This article explains how to troubleshoot the SNMP trap generation through the user interface.
Symptom
You are trying to generate a trap as follows:
![](https://uploads-eu-west-1.insided.com/centreon-en/attachment/f4876ade-7dec-46b7-b38d-493afcb6044d.png)
But nothing happens. No trap logged in /var/log/messages or /var/log/snmptrapd.log
Solution
- Make sure the trap is enabled by following the Enable SNMP Traps documentation.
-
Make sure centreon-gorgone (user+groupe) is the owner on a poller:
ls -l /etc/snmp/centreon_traps/centreontrapd.sdb
But it could be in a subdirectory. For example for a central or a remote:
ls -lR /etc/snmp/centreon_traps/
- If centreon-gorgone is not the owner, you need to set it on the poller as below:
chown centreon-gorgone. /etc/snmp/centreon_traps/centreontrapd.sdb
For a central or remote server, apache (or www-data for Debian) should be the owner, not centreon-gorgone:
chown -R apache. /etc/snmp/centreon_traps/
- Try to generate the trap again as follows. It should be working now!

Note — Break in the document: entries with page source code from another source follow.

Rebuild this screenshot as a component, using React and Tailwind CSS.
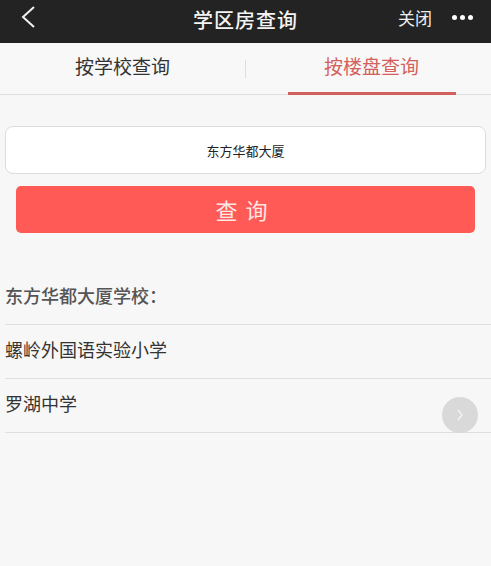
import React, { useState } from 'react';

const font = { fontFamily: '"Noto Sans CJK SC", "Noto Sans", sans-serif' };

function Header() {
  return (
    <div className="grid h-[43px] grid-cols-[1fr_auto_1fr] items-center bg-[#232323] text-white">
      <div className="flex items-center pb-[10px] pl-[20px]">
        <svg width="16" height="22" viewBox="0 0 16 22" fill="none">
          <path d="M14 1 L3 11 L14 21" stroke="#f2f2f2" strokeWidth="2" />
        </svg>
      </div>
      <span className="pb-[4px] text-[20px] font-medium leading-none tracking-[1px] text-[#f4f4f4]">学区房查询</span>
      <div className="flex items-center justify-end gap-[20px] pb-[8px] pr-[18px]">
        <span className="text-[17px] leading-none text-[#eeeeee]">关闭</span>
        <div className="flex gap-[3px]">
          <span className="h-[5px] w-[5px] rounded-full bg-white" />
          <span className="h-[5px] w-[5px] rounded-full bg-white" />
          <span className="h-[5px] w-[5px] rounded-full bg-white" />
        </div>
      </div>
    </div>
  );
}

function Tabs({ active, setActive }) {
  const tabs = ['按学校查询', '按楼盘查询'];
  return (
    <div className="flex h-[52px] items-center border-b border-[#dedede] bg-[#f8f8f8]">
      {tabs.map((t, i) => (
        <React.Fragment key={t}>
          {i > 0 && <span className="h-[18px] w-px bg-[#dddddd]" />}
          <button
            onClick={() => setActive(i)}
            className={`flex h-full flex-1 flex-col items-center ${i > 0 ? 'translate-x-[3px]' : ''} ${
              active === i ? 'text-[#d4605c]' : 'text-[#333333]'
            }`}
          >
            <span className="flex flex-1 items-center pb-[2px] text-[19px]">{t}</span>
            <span className={`mb-[-1px] h-[3px] w-[168px] ${active === i ? 'bg-[#d2605d]' : 'bg-transparent'}`} />
          </button>
        </React.Fragment>
      ))}
    </div>
  );
}

export default function App() {
  const [active, setActive] = useState(1);
  const [query, setQuery] = useState('东方华都大厦');
  const schools = ['螺岭外国语实验小学', '罗湖中学'];

  return (
    <div className="relative h-[566px] w-[491px] overflow-hidden bg-[#f7f7f7]" style={font}>
      <Header />
      <Tabs active={active} setActive={setActive} />

      <div className="flex flex-col gap-[12px] px-[5px] pt-[31px]">
        <input
          value={query}
          onChange={(e) => setQuery(e.target.value)}
          className="h-[48px] w-full rounded-[8px] border border-[#dcdcdc] bg-white text-center text-[13px] text-[#222222] outline-none"
        />
        <button className="mx-[11px] h-[47px] rounded-[5px] bg-[#ff5a56] text-[22px] tracking-[8px] text-[#ffe9e6]">
          查询
        </button>
      </div>

      <div className="pl-[5px] pt-[47px]">
        <div className="flex h-[45px] items-start border-b border-[#dfdfdf] pt-[2px] text-[18px] font-medium text-[#555555]">
          东方华都大厦学校：
        </div>
        {schools.map((s) => (
          <div
            key={s}
            className="flex h-[54px] items-center border-b border-[#dfdfdf] pb-[4px] text-[18px] text-[#333333]"
          >
            {s}
          </div>
        ))}
      </div>

      <div className="absolute left-[442px] top-[397px] flex h-[36px] w-[36px] items-center justify-center rounded-full bg-[#d9d9d9]">
        <svg width="10" height="14" viewBox="0 0 10 14" fill="none">
          <path d="M3 2 L7 7 L3 12" stroke="#f2f2f2" strokeWidth="1.5" />
        </svg>
      </div>
    </div>
  );
}
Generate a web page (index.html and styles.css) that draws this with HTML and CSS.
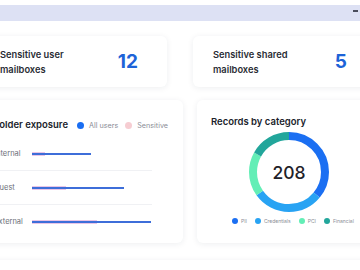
FILE: index.html
```html
<!DOCTYPE html>
<html lang="en">
<head>
  <meta charset="UTF-8" />
  <meta name="viewport" content="width=device-width, initial-scale=1.0"/>
  <title>Mailbox exposure</title>
  <link rel="stylesheet" href="styles.css">
</head>
<body>
  <div class="topbar"><span class="topbar-dash"></span></div>

  <div class="dash">
    <div class="stats">
      <div class="card stat">
        <div class="stat-label">Sensitive user<br>mailboxes</div>
        <div class="stat-value">12</div>
      </div>
      <div class="card stat">
        <div class="stat-label">Sensitive shared<br>mailboxes</div>
        <div class="stat-value">5</div>
      </div>
    </div>

    <div class="panels">
      <div class="card exposure">
        <div class="exposure-head">
          <h3>Folder exposure</h3>
          <span class="legend-item"><span class="dot dot-all"></span>All users</span>
          <span class="legend-item"><span class="dot dot-sens"></span>Sensitive</span>
        </div>
        <div class="bar-row">
          <span class="bar-label">Internal</span>
          <div class="bar-track">
            <span class="bar-sens" style="width: 11%"></span>
            <span class="bar-all" style="width: 49%"></span>
          </div>
        </div>
        <div class="bar-row">
          <span class="bar-label">Guest</span>
          <div class="bar-track">
            <span class="bar-sens" style="width: 28%"></span>
            <span class="bar-all" style="width: 77%"></span>
          </div>
        </div>
        <div class="bar-row">
          <span class="bar-label">External</span>
          <div class="bar-track">
            <span class="bar-sens" style="width: 54%"></span>
            <span class="bar-all" style="width: 99%"></span>
          </div>
        </div>
      </div>

      <div class="card records">
        <h3>Records by category</h3>
        <div class="donut">
          <svg width="80" height="80" viewBox="0 0 80 80">
            <g transform="rotate(-90 40 40)" fill="none" stroke-width="8">
              <circle cx="40" cy="40" r="36" stroke="#1b6ff2" stroke-dasharray="81.4 226.2" stroke-dashoffset="0"/>
              <circle cx="40" cy="40" r="36" stroke="#28a3f3" stroke-dasharray="65.6 226.2" stroke-dashoffset="-81.4"/>
              <circle cx="40" cy="40" r="36" stroke="#63eeb6" stroke-dasharray="40.7 226.2" stroke-dashoffset="-147"/>
              <circle cx="40" cy="40" r="36" stroke="#22a69b" stroke-dasharray="38.5 226.2" stroke-dashoffset="-187.7"/>
            </g>
          </svg>
          <span class="donut-total">208</span>
        </div>
        <div class="records-legend">
          <span class="legend-item"><span class="dot dot-pii"></span>PII</span>
          <span class="legend-item"><span class="dot dot-cred"></span>Credentials</span>
          <span class="legend-item"><span class="dot dot-pci"></span>PCI</span>
          <span class="legend-item"><span class="dot dot-fin"></span>Financial</span>
        </div>
      </div>
    </div>

    <div class="card next"></div>
  </div>
</body>
</html>
```

FILE: styles.css
```css
html,
body {
  height: 100%;
  overflow: hidden;
}

body {
  margin: 0;
  padding-top: 5px;
  background: #fff;
  font-family: Inter, 'Noto Sans', sans-serif;
  color: #262a33;
}

.topbar {
  height: 16px;
  background: #dde1f4;
  display: flex;
  justify-content: flex-end;
  padding-right: 2px;
}

.topbar-dash {
  width: 5px;
  height: 1.5px;
  margin-top: 5px;
  background: #4a4d5c;
}

.dash {
  margin-left: -22px;
  width: 420px;
}

.card {
  background: #fff;
  border-radius: 6px;
  box-shadow: 0 1px 6px rgba(30, 40, 70, 0.08);
}

h3 {
  margin: 0;
  font-size: 9.5px;
  line-height: 14px;
  font-weight: 600;
  color: #20232b;
  white-space: nowrap;
}

/* stat cards */
.stats {
  display: grid;
  grid-template-columns: 187px 183px;
  gap: 26px;
  margin-top: 15px;
  padding-left: 2px;
}

.stat {
  height: 51px;
  display: flex;
  align-items: center;
  justify-content: space-between;
  padding: 0 29px 0 20px;
}

.stat-label {
  font-size: 9.3px;
  line-height: 15px;
  font-weight: 600;
  color: #2a2d35;
}

.stat-value {
  font-size: 19px;
  font-weight: 700;
  color: #1d63d8;
  margin-top: -1px;
}

/* lower panels */
.panels {
  display: grid;
  grid-template-columns: 205px 184px;
  gap: 14px;
  margin-top: 13px;
}

.exposure {
  height: 143px;
  padding: 18px 31px 0 16px;
  box-sizing: border-box;
}

.exposure-head {
  display: flex;
  align-items: center;
  margin-bottom: 5px;
}

.exposure-head h3 {
  margin-right: 9px;
}

.legend-item {
  display: flex;
  align-items: center;
  font-size: 7.2px;
  color: #8a8d96;
  margin-right: 7px;
  white-space: nowrap;
}

.dot {
  width: 7px;
  height: 7px;
  border-radius: 50%;
  margin-right: 5px;
  flex-shrink: 0;
}

.dot-all { background: #1a6ef2; }
.dot-sens { background: #f6cdd2; }

.bar-row {
  display: flex;
  align-items: center;
  height: 33px;
  border-bottom: 1px solid #f0f1f4;
}

.bar-row:last-child {
  border-bottom: none;
}

.bar-label {
  width: 38px;
  flex-shrink: 0;
  font-size: 7.5px;
  color: #6d707a;
}

.bar-track {
  position: relative;
  flex: 1;
  height: 4px;
}

.bar-sens {
  position: absolute;
  left: 0;
  top: 0;
  height: 4px;
  background: #e9c6e6;
}

.bar-all {
  position: absolute;
  left: 0;
  top: 1px;
  height: 2px;
  background: #3d6ed9;
}

.records {
  height: 143px;
  padding: 15px 0 0 14px;
  box-sizing: border-box;
}

.donut {
  position: relative;
  width: 80px;
  height: 80px;
  margin: 3px 0 0 38px;
}

.donut svg {
  display: block;
}

.donut-total {
  position: absolute;
  inset: 0;
  display: flex;
  align-items: center;
  justify-content: center;
  font-size: 17.5px;
  font-weight: 500;
  color: #1f2229;
}

.records-legend {
  display: flex;
  margin-top: 6px;
  padding-left: 21px;
}

.records-legend .legend-item {
  font-size: 5px;
  margin-right: 8px;
}

.records-legend .dot {
  width: 6px;
  height: 6px;
  margin-right: 3px;
}

.dot-pii { background: #1b6ff2; }
.dot-cred { background: #28a3f3; }
.dot-pci { background: #63eeb6; }
.dot-fin { background: #22a69b; }

.next {
  height: 40px;
  margin-top: 17px;
}
```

![](https://uploads-eu-west-1.insided.com/centreon-en/attachment/f06d4902-6755-4934-a7b1-6020eeca60a5.png)
Still stuck?
- If the service centreontrapd still doesn’t start, enter the following command:
systemctl status centreontrapd
- The partition is probably full:
df -h
df -i
- Enter this command to clean old traps:
rm -rf /var/spool/centreontrapd/
This time, the trap generation should work. The logs should provide information about the trap.